In Vietnam, attending the Asia-Pacific economic summit, Donald Trump avoided an official bilateral meeting with his “friend” Russian President Vladimir Putin. Instead, the two leaders met briefly and informal during the summit sessions, although the Russians had wanted a quick US-Russia summit that would enable consultation on urgent global flashpoints such as the IS, Afghanistan and Syria.

Predictably, Trump used his reported brief informal meeting with Putin to announce to the world that Putin had denied any truth in the allegations of covert Russian interference in American electoral politics and attempted cyber sabotage of the American voting system. Despite the official conclusion by the combined US counter-subversion agencies that there was Russian covert interference during the last US presidential elections, President Trump thought fit to announce to the world that the head of the very country the US officially accuses of active subversion had denied these charges. The manner of this announcement by the US President seems to be an acceptance of this bland denial by the suspect perpetrator state!
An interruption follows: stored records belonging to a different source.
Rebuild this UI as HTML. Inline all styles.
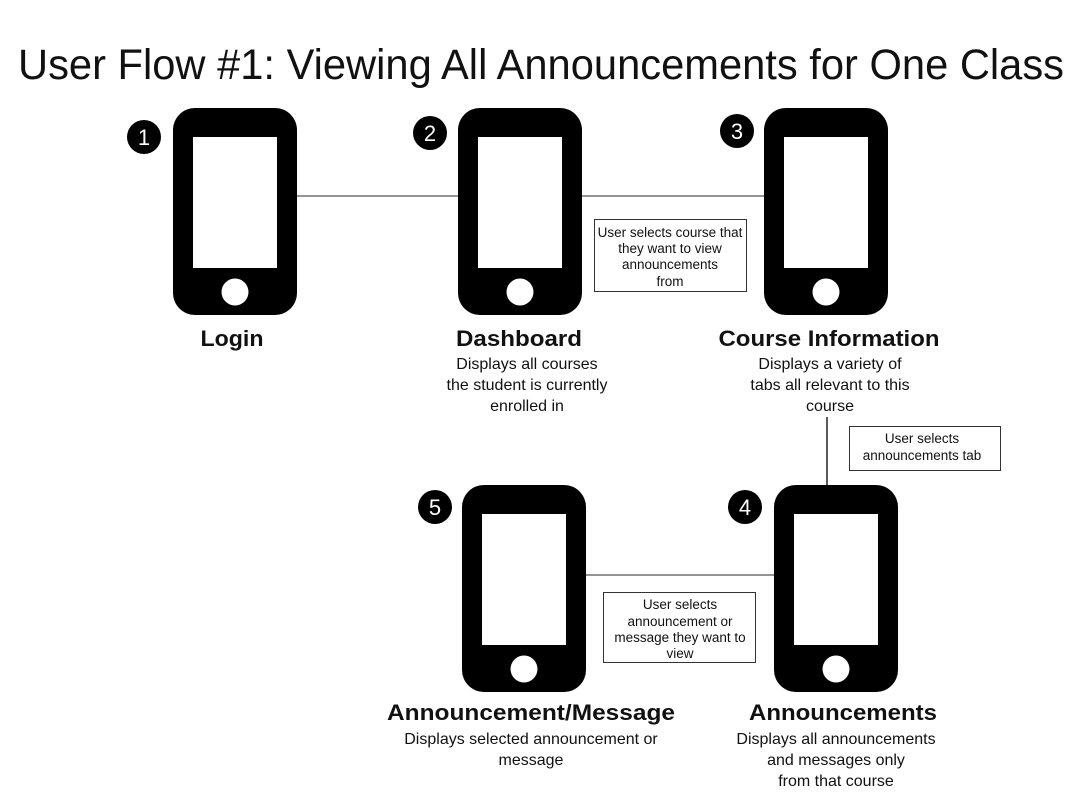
<!DOCTYPE html>
<html><head><style>body{margin:0;background:#fff}svg{display:block}</style></head><body>
<svg width="1080" height="810" viewBox="0 0 1080 810" xmlns="http://www.w3.org/2000/svg" font-family="Liberation Sans, sans-serif">
<text x="18" y="79" font-size="43" font-weight="300" textLength="1046" lengthAdjust="spacingAndGlyphs" fill="#111">User Flow #1: Viewing All Announcements for One Class</text>
<g stroke="#555" stroke-width="1.3">
<line x1="297" y1="196" x2="459" y2="196"/><line x1="581" y1="196" x2="765" y2="196"/>
<line x1="827" y1="417" x2="827" y2="485" stroke="#000"/>
<line x1="585" y1="575" x2="775" y2="575"/>
</g>
<defs><g id="ph"><rect x="0" y="0" width="124" height="207" rx="22" fill="#000"/><rect x="20" y="29" width="84" height="131" fill="#fff"/><circle cx="62" cy="184" r="13.5" fill="#fff"/></g></defs>
<use href="#ph" x="173" y="108"/><use href="#ph" x="458" y="108"/><use href="#ph" x="764" y="108"/>
<use href="#ph" x="774" y="485"/><use href="#ph" x="462" y="485"/>
<g font-size="22" fill="#fff" text-anchor="middle">
<circle cx="144" cy="137" r="17" fill="#000"/><text x="144" y="145">1</text>
<circle cx="430" cy="133" r="17" fill="#000"/><text x="430" y="141">2</text>
<circle cx="737" cy="131" r="17" fill="#000"/><text x="737" y="139">3</text>
<circle cx="745" cy="507" r="17" fill="#000"/><text x="745" y="515">4</text>
<circle cx="435" cy="507" r="17" fill="#000"/><text x="435" y="515">5</text>
</g>
<g text-anchor="middle" fill="#111">
<g font-size="22" font-weight="bold">
<text x="232" y="346" textLength="63" lengthAdjust="spacingAndGlyphs">Login</text><text x="519" y="346" textLength="126" lengthAdjust="spacingAndGlyphs">Dashboard</text><text x="829" y="346" textLength="221" lengthAdjust="spacingAndGlyphs">Course Information</text>
<text x="531" y="720" textLength="288" lengthAdjust="spacingAndGlyphs">Announcement/Message</text><text x="843" y="720" textLength="188" lengthAdjust="spacingAndGlyphs">Announcements</text>
</g>
<g font-size="16" font-weight="300">
<text x="527" y="369">Displays all courses</text><text x="527" y="390">the student is currently</text><text x="527" y="411">enrolled in</text>
<text x="830" y="369">Displays a variety of</text><text x="830" y="390">tabs all relevant to this</text><text x="830" y="411">course</text>
<text x="531" y="744">Displays selected announcement or</text><text x="531" y="765">message</text>
<text x="836" y="744">Displays all announcements</text><text x="836" y="765">and messages only</text><text x="836" y="786">from that course</text>
</g>
<g font-size="13.5">
<rect x="594.5" y="219.5" width="152" height="72" fill="#fff" stroke="#333"/>
<text x="670" y="237">User selects course that</text><text x="670" y="253">they want to view</text><text x="670" y="269">announcements</text><text x="670" y="286">from</text>
<rect x="849.5" y="426.5" width="151" height="44" fill="#fff" stroke="#333"/>
<text x="922" y="443">User selects</text><text x="922" y="460">announcements tab</text>
<rect x="603.5" y="592.5" width="152" height="70" fill="#fff" stroke="#333"/>
<text x="680" y="609">User selects</text><text x="680" y="626">announcement or</text><text x="680" y="642">message they want to</text><text x="680" y="658">view</text>
</g>
</g>
</svg>
</body></html>
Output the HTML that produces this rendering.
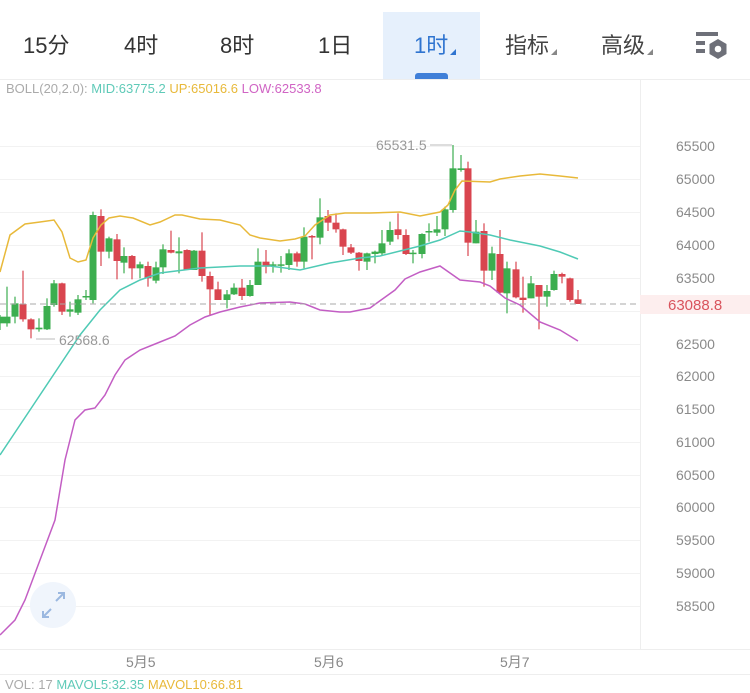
<!DOCTYPE html>
<html><head><meta charset="utf-8"><style>
body{margin:0;width:750px;height:693px;overflow:hidden;background:#fff;font-family:"Liberation Sans","Noto Sans CJK SC",sans-serif;position:relative}
.t{position:absolute;top:32px;font-size:22px;color:#333;line-height:28px}
.tri{display:inline-block;width:0;height:0;border-left:6px solid transparent;border-bottom:6px solid #888;margin-left:2px;vertical-align:-2px}
</style></head><body>
<div style="position:absolute;left:383px;top:12px;width:97px;height:67px;background:#e6f0fc"></div>
<div style="position:absolute;left:415px;top:73px;width:33px;height:6px;background:#3f7fd8;border-radius:3px 3px 0 0"></div>
<div class="t" style="left:23px">15分</div>
<div class="t" style="left:124px">4时</div>
<div class="t" style="left:220px">8时</div>
<div class="t" style="left:318px">1日</div>
<div class="t" style="left:414px;color:#2f74d0">1时<span class="tri" style="border-bottom-color:#2f74d0"></span></div>
<div class="t" style="left:505px;color:#444">指标<span class="tri"></span></div>
<div class="t" style="left:601px;color:#444">高级<span class="tri"></span></div>
<svg style="position:absolute;left:0;top:0" width="750" height="693">
<g fill="#6e7079"><rect x="696" y="32" width="22" height="4"/><rect x="696" y="41" width="9" height="4"/><rect x="696" y="49" width="9" height="4"/></g>
<polygon points="718,39 726.5,44 726.5,54 718,59 709.5,54 709.5,44" fill="#6e7079"/><circle cx="718" cy="49" r="3.3" fill="#fff"/>
<line x1="0" y1="79.5" x2="750" y2="79.5" stroke="#eee"/>
<line x1="640.5" y1="80" x2="640.5" y2="649" stroke="#eee"/>
<line x1="0" y1="649.5" x2="750" y2="649.5" stroke="#eee"/>
<line x1="0" y1="674.5" x2="750" y2="674.5" stroke="#eee"/>
<g id="grid" stroke="#f2f2f2"></g>
<g id="lbl" font-size="14" fill="#8a8a8a" font-family="Liberation Sans,sans-serif"></g>
<g id="c"></g>
<polyline fill="none" stroke="#e8b93a" stroke-width="1.5" points="0,272 10,235 25,224 40,222 54,220 62,232 70,258 78,262 86,260 93,238 101,225 109,218 120,216 133,218 150,225 160,222 175,215 182,215 200,219 220,220 240,225 250,235 260,238 280,241 295,239 305,236 315,225 330,215 345,213 370,213 400,212 420,216 440,212 448,205 455,190 462,181 490,182 500,179 520,176 540,174 560,176 578,178"/>
<polyline fill="none" stroke="#4fcab5" stroke-width="1.5" points="0,455 30,410 60,365 80,335 100,310 120,290 140,280 160,273 200,268 240,266 270,266 300,270 330,263 360,258 380,256 400,251 420,246 440,240 460,231 470,232 490,235 510,240 540,246 560,252 578,259"/>
<polyline fill="none" stroke="#c35ec4" stroke-width="1.5" points="0,635 15,620 25,600 40,560 55,520 65,460 75,420 85,410 95,408 105,395 115,375 125,360 140,350 160,342 175,336 190,325 205,317 220,312 240,307 260,303 290,302 305,304 320,310 340,312 350,312 370,308 395,290 405,279 420,272 440,266 460,280 480,282 490,286 505,298 520,305 540,322 560,330 578,341"/>
<line x1="0" y1="304" x2="640" y2="304" stroke="#aaa" stroke-dasharray="6,4"/>
<rect x="640" y="295" width="110" height="19" fill="#fdeeee"/>
<text x="668" y="310" font-size="15" fill="#d9545d">63088.8</text>
<line x1="36" y1="339" x2="55" y2="339" stroke="#bbb"/>
<text x="59" y="345" font-size="14" fill="#999">62568.6</text>
<text x="376" y="150" font-size="14" fill="#999">65531.5</text>
<line x1="430" y1="145" x2="452" y2="145" stroke="#bbb"/>
<circle cx="53" cy="605" r="23" fill="#f0f5fc"/>
<g stroke="#9bb8e0" stroke-width="2" fill="none"><path d="M56 601 L64 593 M58 593 H64 V599"/><path d="M51 609 L43 617 M43 611 V617 H49"/></g>
<g font-size="14" fill="#888"><text x="126" y="667">5月5</text><text x="314" y="667">5月6</text><text x="500" y="667">5月7</text></g>
</svg>
<div style="position:absolute;left:6px;top:81px;font-size:13px;color:#aaa">BOLL(20,2.0): <span style="color:#5fcab8">MID:63775.2</span> <span style="color:#e8b93a">UP:65016.6</span> <span style="color:#d064c4">LOW:62533.8</span></div>
<div style="position:absolute;left:5px;top:677px;font-size:13px;color:#aaa">VOL: 17 <span style="color:#5fcab8">MAVOL5:32.35</span> <span style="color:#e8b93a">MAVOL10:66.81</span></div>
<script>
var ns="http://www.w3.org/2000/svg";
function el(p,t,a){var e=document.createElementNS(ns,t);for(var k in a)e.setAttribute(k,a[k]);p.appendChild(e);return e}
var L=[[65500,146],[65000,179],[64500,212],[64000,245],[63500,278],[63000,311],[62500,344],[62000,376],[61500,409],[61000,442],[60500,475],[60000,507],[59500,540],[59000,573],[58500,606]];
var g=document.getElementById('grid'),lb=document.getElementById('lbl');
L.forEach(function(v){el(g,'line',{x1:0,x2:640,y1:v[1]+.5,y2:v[1]+.5});if(v[0]!=63000){var t=el(lb,'text',{x:676,y:v[1]+5});t.textContent=v[0];}});
// x, g/r, bodyTop, bodyBot, wickTop, wickBot (zoom coords *3 in zoom2 region offset y130)
var A=[[0,'g',560,580,555,600],[7,'g',560,580,470,590],[15,'g',520,560,500,580],[23,'r',522,568,422,575],[31,'r',568,598,565,625],[39,'g',593,598,565,605],[47,'g',528,598,505,600],[54,'g',460,525,450,530],[62,'r',460,545,458,555],[70,'g',538,545,515,560],[78,'g',508,548,495,555],[86,'g',498,502,480,510],[93,'g',255,510,245,520],[101,'r',258,365,238,408],[109,'g',325,365,320,385],[117,'r',328,393,312,448],[124,'g',378,398,352,430],[132,'r',378,415,375,448],[140,'g',403,415,395,445],[148,'r',408,445,395,470],[156,'g',412,452,395,460],[163,'g',358,412,343,432],[171,'r',360,368,302,370],[179,'g',364,370,322,430],[187,'r',360,420,358,418],[194,'g',362,420,360,420],[202,'r',362,438,307,455],[210,'r',438,478,425,558],[218,'r',478,510,455,510],[227,'g',493,510,480,535],[234,'g',473,493,460,495],[242,'r',473,498,447,510],[250,'g',465,498,450,500],[258,'g',395,465,355,465],[266,'r',395,410,360,430],[273,'g',403,407,395,428],[281,'g',403,407,378,428],[289,'g',370,405,358,420],[297,'r',370,395,365,410],[304,'g',320,395,292,415],[312,'r',318,322,315,388],[320,'g',262,323,205,343],[328,'r',258,278,240,303],[336,'r',278,298,250,308],[343,'r',298,350,296,375],[351,'r',352,368,342,372],[359,'r',368,393,366,422],[367,'g',370,395,368,420]];
var B=[[375,'g',365,372,362,400],[382,'g',340,370,300,375],[390,'g',300,335,275,345],[398,'r',298,315,250,328],[406,'r',315,372,298,375],[413,'g',368,372,360,400],[422,'g',312,372,310,385],[429,'g',303,307,280,335],[437,'g',298,308,258,318],[445,'g',238,298,230,318],[453,'g',115,240,45,248],[461,'g',115,120,75,125],[468,'r',115,338,95,378],[476,'g',305,340,270,340],[484,'r',303,422,280,470],[492,'g',370,422,350,450],[500,'r',372,488,300,490],[507,'g',415,490,395,550],[516,'r',418,502,395,505],[523,'r',503,510,440,548],[531,'g',460,505,438,505],[539,'r',465,500,465,598],[547,'g',483,500,465,530],[554,'g',432,480,422,482],[562,'r',432,440,428,460],[570,'r',445,510,443,515],[578,'r',508,522,480,522]];
var c=document.getElementById('c');
A.concat(B).forEach(function(d){var col=d[1]=='g'?'#3cae4f':'#d9454f';var f=function(z){return 130+z/3};
el(c,'line',{x1:d[0],x2:d[0],y1:f(d[4]),y2:f(d[5]),stroke:col,'stroke-width':1.2});
var t=f(d[2]),b=f(d[3]);el(c,'rect',{x:d[0]-3.5,y:t,width:7,height:Math.max(1.5,b-t),fill:col});});
</script>
</body></html>
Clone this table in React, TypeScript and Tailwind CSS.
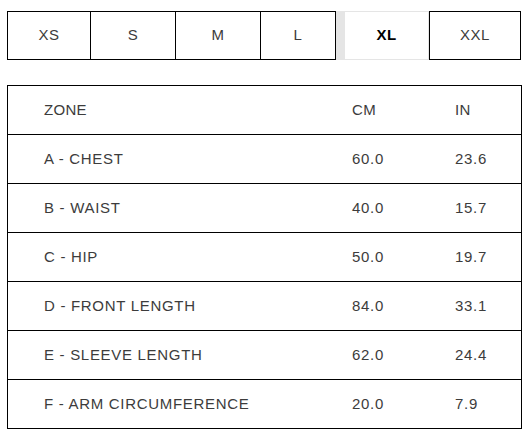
import React from 'react';

const sizes = [
  { label: 'XS', w: 'w-[84px]' },
  { label: 'S', w: 'w-[85px]' },
  { label: 'M', w: 'w-[85px]' },
  { label: 'L', w: 'w-[75px]' },
  { label: 'XL', w: 'w-[93px]', active: true },
  { label: 'XXL', w: 'w-[92px]' },
];

const rows = [
  ['A - CHEST', '60.0', '23.6'],
  ['B - WAIST', '40.0', '15.7'],
  ['C - HIP', '50.0', '19.7'],
  ['D - FRONT LENGTH', '84.0', '33.1'],
  ['E - SLEEVE LENGTH', '62.0', '24.4'],
  ['F - ARM CIRCUMFERENCE', '20.0', '7.9'],
];

export default function App() {
  return (
    <div className="w-[531px] h-[442px] bg-white pt-[11px] pl-[7px] font-['Liberation_Sans',Arial,sans-serif] text-[#3c3c3c] text-[15px]">
      {/* Size tabs */}
      <div className="flex h-[49px] w-[514px]">
        {sizes.map((s, i) =>
          s.active ? (
            <div
              key={s.label}
              className={`${s.w} flex items-center justify-center border border-l-[9px] border-[#e5e5e5] font-bold text-black tracking-[0.3px]`}
            >
              {s.label}
            </div>
          ) : (
            <div
              key={s.label}
              className={`${s.w} flex items-center justify-center border-y border-r border-black tracking-[0.5px] ${
                i === 0 || sizes[i - 1].active ? 'border-l' : ''
              }`}
            >
              {s.label}
            </div>
          )
        )}
      </div>

      {/* Measurement table */}
      <div className="mt-[25px] w-[515px] border border-black">
        <div className="flex h-[48px] items-center tracking-[0.3px]">
          <div className="w-[344px] pl-[36px]">ZONE</div>
          <div className="w-[103px]">CM</div>
          <div>IN</div>
        </div>
        {rows.map((r) => (
          <div key={r[0]} className="flex h-[49px] items-center border-t border-black tracking-[0.7px]">
            <div className="w-[344px] pl-[36px]">{r[0]}</div>
            <div className="w-[103px]">{r[1]}</div>
            <div>{r[2]}</div>
          </div>
        ))}
      </div>
    </div>
  );
}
Of course, the picture emerging of some kind of collusion between members of the Donal Trump presidential election campaign and Russian agents indicates the alarming possibility that Trump himself is vulnerable to pressure by Moscow. Did a pliant Trump, ostensibly beholden to Putin for his election victory and complicit, therefore, in hostile subversion of the American State itself, have no option but to transmit to the world the official Russian version of this whole scandal and possible crime?

This begins to sound more dramatic than any fictional spy drama or ‘conspiracy thriller’. Let us wait for the next episode of this political drama in the midst of a declining super power.